As atuações de seus protagonistas também são outro ponto altamente positivo de “Barbie”. Margot Robbie definitivamente consegue parecer uma versão em tamanho real da boneca com emoções e reações humanas, sem perder a sua aura de brinquedo, especialmente quando ela saiu de seu mundo perfeito e vai de encontro com a realidade disfuncional e grosseira do novo lugar a ser explorado. Margot nos entrega em uma interpretação sensível e tocante que nos faz torcer por ela a cada novo passo que ela dá em direção à sua jornada de descobrimento. É através dela também que vemos como a vida feminina é uma rota em que há momentos de pura prosperidade e felicidade, que vem seguidos de acontecimentos negativos e angustiantes, mas que sempre prevalecem no final. Afinal, sem saber as alegrias do que é ser mulher, não teríamos escolhido lutar por um lugar melhor para nós, nossas semelhantes e nossos companheiros do sexo oposto.

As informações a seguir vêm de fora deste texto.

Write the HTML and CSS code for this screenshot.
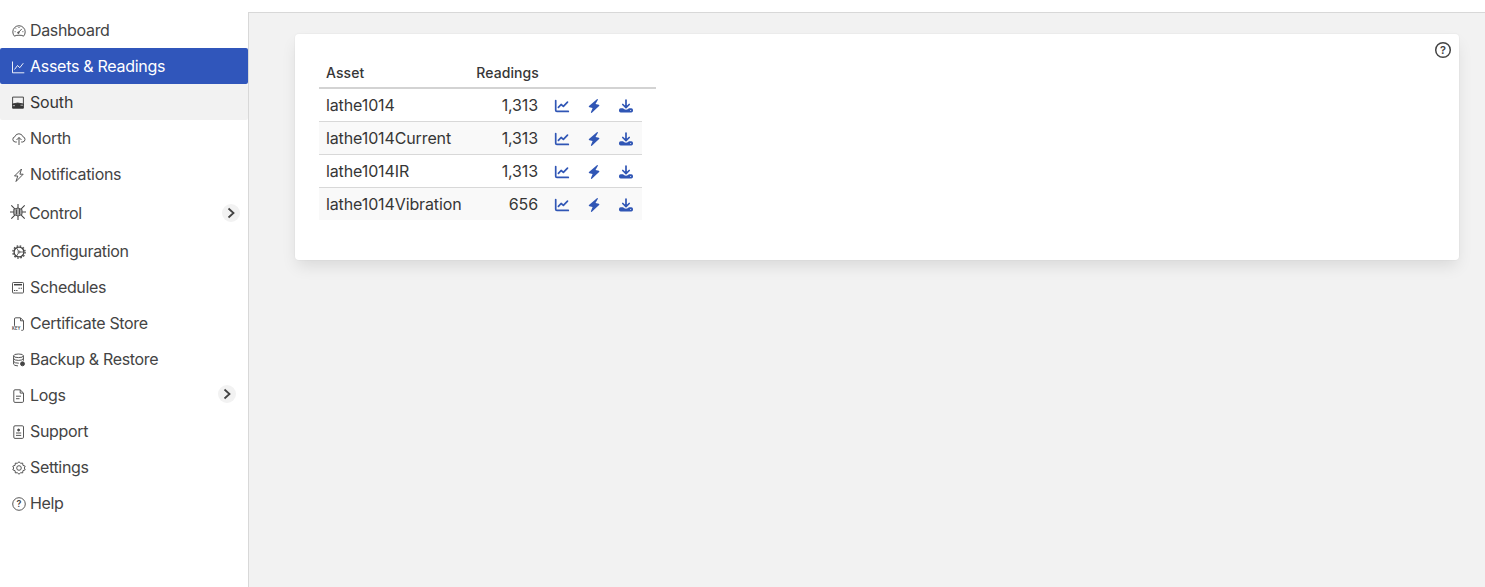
FILE: index.html
```html
<!DOCTYPE html>
<html lang="en">
<head>
  <meta charset="utf-8">
  <title>Assets &amp; Readings</title>
  <link rel="stylesheet" href="styles.css">
</head>
<body>
  <!-- icons shared by the table rows -->
  <svg class="sprite" xmlns="http://www.w3.org/2000/svg">
    <symbol id="chart" viewBox="0 0 16 16">
      <path d="M1.7 2.5v9.7a1.2 1.2 0 0 0 1.2 1.2h11.4M4.4 9.4l2.7-2.9 2.3 1.9 4.1-4.2" fill="none" stroke="currentColor" stroke-width="1.7" stroke-linecap="round" stroke-linejoin="round"/>
    </symbol>
    <symbol id="bolt" viewBox="0 0 16 16">
      <path d="M10.9 1.2 3 8q-.8.9.4 1.2l3.2.7-1.7 4.3q0 1.1 1 .6l7.2-6.9q.8-.9-.3-1.2l-3.3-.6 2.4-4.3q.1-1.200-1-.6z" fill="currentColor"/>
    </symbol>
    <symbol id="download" viewBox="0 0 16 16">
      <path d="M8 2v7.300M4.800 6.500 8 9.600l3.200-3.100" fill="none" stroke="currentColor" stroke-width="1.700" stroke-linecap="round" stroke-linejoin="round"/>
      <path d="M2.700 10.300H5q1.200 1.400 3 1.400t3-1.400h2.300Q15 10.300 15 12v.7q0 1.700-1.700 1.700H2.700Q1 14.400 1 12.700V12q0-1.700 1.700-1.700z" fill="currentColor"/>
      <circle cx="12.700" cy="12.400" r=".5" fill="#fff"/>
    </symbol>
    <symbol id="chevron" viewBox="0 0 18 18">
      <path d="m6.500 4.500 5 4.500-5 4.500" fill="none" stroke="currentColor" stroke-width="1.800"/>
    </symbol>
  </svg>

  <header class="navbar"></header>
  <div class="wrapper">
    <aside class="sidebar">
      <ul class="menu">
        <li><a class="item">
          <svg class="icon" viewBox="0 0 14 14"><path d="M2.500 12.200A6.200 6.200 0 1 1 11.500 12.200Q10.500 11.200 7 11.200T2.500 12.200zM6.200 8.800l3.600-3.900M7 3v1M3.800 4.400l.7.7M2.600 7.700h1M10.400 7.700h1"/><circle cx="6.400" cy="8.700" r=".8"/></svg>
          <span>Dashboard</span></a></li>
        <li><a class="item active">
          <svg class="icon" viewBox="0 0 14 14"><path d="M.5 1.500v11.300h11.800M2.500 9.500l3-4 2.300 2.200 3.500-4.500"/></svg>
          <span>Assets &amp; Readings</span></a></li>
        <li><a class="item hover">
          <svg class="icon" viewBox="0 0 14 14"><path d="M.6 1.100h10.800v7.500H.6z"/><path class="solid" d="M.6 8l5-1 5.800 1v4.200H.6z"/><path d="M1 9.700h2M8.500 9.200h2.500" stroke="#f2f2f2" stroke-width=".7"/></svg>
          <span>South</span></a></li>
        <li><a class="item">
          <svg class="icon" viewBox="0 0 14 14"><path d="M4.800 10H3.200A2.700 2.700 0 0 1 2.900 4.700A4.200 4.200 0 0 1 10.900 4.700A2.700 2.700 0 0 1 10.700 10H9.200M7 13V5.500M4.500 8 7 5.500 9.500 8"/></svg>
          <span>North</span></a></li>
        <li><a class="item">
          <svg class="icon" viewBox="0 0 14 14"><path d="M9.500 1 2.500 8h3.300L4 13.500l7.200-7.300H7.900z"/></svg>
          <span>Notifications</span></a></li>
        <li><a class="item control">
          <svg class="icon wide" viewBox="0 0 16 16"><path d="M8 0v4M8 12v4M0 8h4M12 8h4M1.300 1.300l3.500 3.500M11.200 11.200l3.500 3.500M14.700 1.300l-3.500 3.500M4.800 11.200l-3.500 3.500" stroke-width="1.100"/><path class="shade" d="M3.800 5.200 8 4l4 1.500v5L8 12l-4.200-1.500z"/><path d="M6.500 5.500v5M9.500 5v5.500"/></svg>
          <span>Control</span>
          <svg class="toggle"><use href="#chevron"/></svg></a></li>
        <li><a class="item">
          <svg class="icon" viewBox="0 0 14 14"><circle cx="7" cy="7" r="4.900" stroke-width="1.300"/><circle cx="7" cy="7" r="6.100" stroke-width="1.300" stroke-dasharray="1.600 1.593"/><circle cx="7" cy="7" r="1"/><path d="M8 7h3.800M6.400 6 4.600 2.900M6.400 8l-1.800 3.100" stroke-width=".8"/></svg>
          <span>Configuration</span></a></li>
        <li><a class="item">
          <svg class="icon" viewBox="0 0 14 14"><rect x=".5" y="1.500" width="11" height="10.500" rx=".8"/><path d="M2 3.700h8" stroke-width="1.500"/><path d="M6.500 7.200h1.300M8.700 7.200H10M2 9.500h1.300M4.200 9.500h1.300" stroke-width="1.100"/></svg>
          <span>Schedules</span></a></li>
        <li><a class="item">
          <svg class="icon" viewBox="0 0 14 14"><path d="M2.500 8.800V2q0-1.200 1.200-1.200h4.800l3 3v8.500q0 1-1 1H9.300M8.500 1v2.800h2.800"/><text x="0" y="13.200" font-size="4.200">KEY</text></svg>
          <span>Certificate Store</span></a></li>
        <li><a class="item">
          <svg class="icon" viewBox="0 0 14 14"><ellipse cx="6.500" cy="2.800" rx="4.900" ry="1.800"/><path d="M1.600 2.800v8.400Q2 12.700 6 12.900M11.400 2.800v5M1.600 5.600q.7 1.800 4.900 1.800t4.900-1.800M1.600 8.400q.7 1.800 5.200 1.800"/><circle class="solid" cx="10.500" cy="10.800" r="2"/></svg>
          <span>Backup &amp; Restore</span></a></li>
        <li><a class="item">
          <svg class="icon" viewBox="0 0 14 14"><path d="M3 .8h5.200l3.300 3.300v8.100q0 1.200-1.200 1.200H3q-1.200 0-1.200-1.200V2Q1.800.8 3 .8zM8.200 1v3.100h3.200M4 7.200h5M4 9.700h3.500"/></svg>
          <span>Logs</span>
          <svg class="toggle inner"><use href="#chevron"/></svg></a></li>
        <li><a class="item">
          <svg class="icon" viewBox="0 0 14 14"><rect x="1.800" y=".8" width="9.700" height="12.600" rx="1.200"/><path d="M4 8h5.200M4 10.400h5.200"/><circle class="solid" cx="6.600" cy="5" r="1"/></svg>
          <span>Support</span></a></li>
        <li><a class="item">
          <svg class="icon" viewBox="0 0 14 14"><path d="m7 .7 1.500 1.600 2.200-.2.200 2.200 2.300.9L12.300 7l.9 1.800-2.300.9-.2 2.200-2.200-.2L7 13.300l-1.500-1.600-2.200.2-.2-2.200-2.300-.9L1.700 7 .8 5.200l2.300-.9.200-2.200 2.200.2z"/><circle cx="7" cy="7" r="2.300"/></svg>
          <span>Settings</span></a></li>
        <li><a class="item">
          <svg class="icon" viewBox="0 0 14 14"><circle cx="7" cy="7" r="6.300"/><text x="7" y="10.200" font-size="9" text-anchor="middle">?</text></svg>
          <span>Help</span></a></li>
      </ul>
    </aside>

    <main class="content">
      <div class="card">
        <svg class="help" viewBox="0 0 18 18"><circle cx="9" cy="9" r="7.300"/><text x="9" y="12.900" font-size="11" text-anchor="middle">?</text></svg>
        <table class="table">
          <thead>
            <tr><th class="name">Asset</th><th class="count">Readings</th><th class="action"></th><th class="action"></th><th class="action"></th><th class="rest"></th></tr>
          </thead>
          <tbody>
            <tr>
              <td>lathe1014</td><td class="count">1,313</td>
              <td class="action"><svg><use href="#chart"/></svg></td>
              <td class="action"><svg><use href="#bolt"/></svg></td>
              <td class="action"><svg><use href="#download"/></svg></td>
            </tr>
            <tr>
              <td>lathe1014Current</td><td class="count">1,313</td>
              <td class="action"><svg><use href="#chart"/></svg></td>
              <td class="action"><svg><use href="#bolt"/></svg></td>
              <td class="action"><svg><use href="#download"/></svg></td>
            </tr>
            <tr>
              <td>lathe1014IR</td><td class="count">1,313</td>
              <td class="action"><svg><use href="#chart"/></svg></td>
              <td class="action"><svg><use href="#bolt"/></svg></td>
              <td class="action"><svg><use href="#download"/></svg></td>
            </tr>
            <tr>
              <td>lathe1014Vibration</td><td class="count">656</td>
              <td class="action"><svg><use href="#chart"/></svg></td>
              <td class="action"><svg><use href="#bolt"/></svg></td>
              <td class="action"><svg><use href="#download"/></svg></td>
            </tr>
          </tbody>
        </table>
      </div>
    </main>
  </div>
</body>
</html>
```
FILE: styles.css
```css
* {
  box-sizing: border-box;
}
body {
  margin: 0;
  height: 587px;
  overflow: hidden;
  background: #fff;
  color: #444;
  font-family: Inter, "Liberation Sans", sans-serif;
  font-size: 16px;
}
.sprite {
  position: absolute;
  width: 0;
  height: 0;
}
.navbar {
  height: 12px;
}
.wrapper {
  display: flex;
  height: 575px;
}
.sidebar {
  width: 248px;
}
.menu {
  list-style: none;
  margin: 0;
  padding: 0;
}
.item {
  display: flex;
  align-items: center;
  height: 36px;
  padding: 0 12px;
  border-radius: 2px;
  letter-spacing: -0.33px;
}
.item.active {
  background: #3056bb;
  color: #fff;
  letter-spacing: -0.28px;
}
.item.hover {
  background: #f2f2f2;
  color: #363636;
  letter-spacing: -0.15px;
}
.item.control {
  height: 41px;
  padding: 0 8px 0 10px;
}
.item.control span {
  margin-left: -1px;
}
.icon {
  flex: none;
  width: 14px;
  height: 14px;
  margin: 2px 4px 0 0;
  overflow: visible;
  fill: none;
  stroke: currentColor;
  stroke-width: .9;
}
.icon.wide {
  width: 16px;
  height: 16px;
  margin-top: -1px;
}
.icon .solid {
  fill: currentColor;
}
.icon .shade {
  fill: #aaa;
}
.icon text,
.help text {
  fill: currentColor;
  stroke: none;
  font-weight: 600;
  letter-spacing: 0;
}
.toggle {
  width: 18px;
  height: 18px;
  margin-left: auto;
  border-radius: 50%;
  background: #f2f2f2;
}
.toggle.inner {
  margin-top: -2px;
}
.content {
  flex: 1;
  padding: 21px 26px 0 46px;
  background: #f2f2f2;
  border-top: 1px solid #d8d8d8;
  border-left: 1px solid #d8d8d8;
}
.card {
  position: relative;
  height: 226px;
  padding: 24px;
  background: #fff;
  border-radius: 4px;
  box-shadow: 0 8px 16px -2px rgba(10, 10, 10, .1), 0 0 0 1px rgba(10, 10, 10, .02);
}
.help {
  position: absolute;
  top: 7px;
  right: 7px;
  width: 18px;
  height: 18px;
  fill: none;
  stroke: currentColor;
  stroke-width: 1.5;
}
.table {
  width: 337px;
  table-layout: fixed;
  border-collapse: separate;
  border-spacing: 0;
  color: #363636;
  letter-spacing: -0.12px;
}
.table th {
  height: 31px;
  padding: 0 7px;
  border-bottom: 2px solid #d3d3d3;
  font-size: 14px;
  font-weight: 500;
  text-align: left;
  letter-spacing: 0.1px;
}
.table td {
  height: 33px;
  padding: 0 8px 0 7px;
  border-bottom: 1px solid #d8d8d8;
}
.table tbody tr:last-child td {
  border-bottom: 0;
  height: 32px;
}
.table tbody tr:nth-child(even) td {
  background: #f9f9f9;
}
.table .name {
  width: 150px;
}
.table .count {
  width: 77px;
  text-align: right;
}
.table .rest {
  width: 14px;
  padding: 0;
}
.table .action {
  width: 32px;
  padding: 0;
  text-align: center;
}
.action svg {
  display: block;
  width: 16px;
  height: 16px;
  margin: 1px auto 0;
  color: #3056b5;
}
```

Já Ryan Gosling traz uma nova perspectiva de quem é o Ken por meio de uma performance divertida e precisa ao demonstrar todas as fases que o boneco passa durante o filme. Partindo de alguém completamente devotado à Barbie, passa pelo momento em que descobre o que é ser homem em um mundo feito para pessoas com a sua aparência. Seu grande clímax é ao assumir uma persona de masculinidade tóxica e recreativa. Até chegar ao seu final, aceitando ser apenas o Ken e descobrindo quem é ele sem a Barbie. Gosling definitivamente entrega a sua atuação mais versátil em relação a tudo que fez anteriormente – mesmo sendo altamente irritante em certos momentos, mas culpamos o patriarcado, ou ‘Kendom’, por isso.
No fim da história, “Barbie” é uma produção surpreendente. Seu conceito, construção e narrativa não são nada do que já tenha sido teorizado desde o dia em que o seu lançamento foi anunciado, desde que os seus trailers foram divulgados e – muito menos – desde o momento em que o filme começa a rolar na sala do cinema.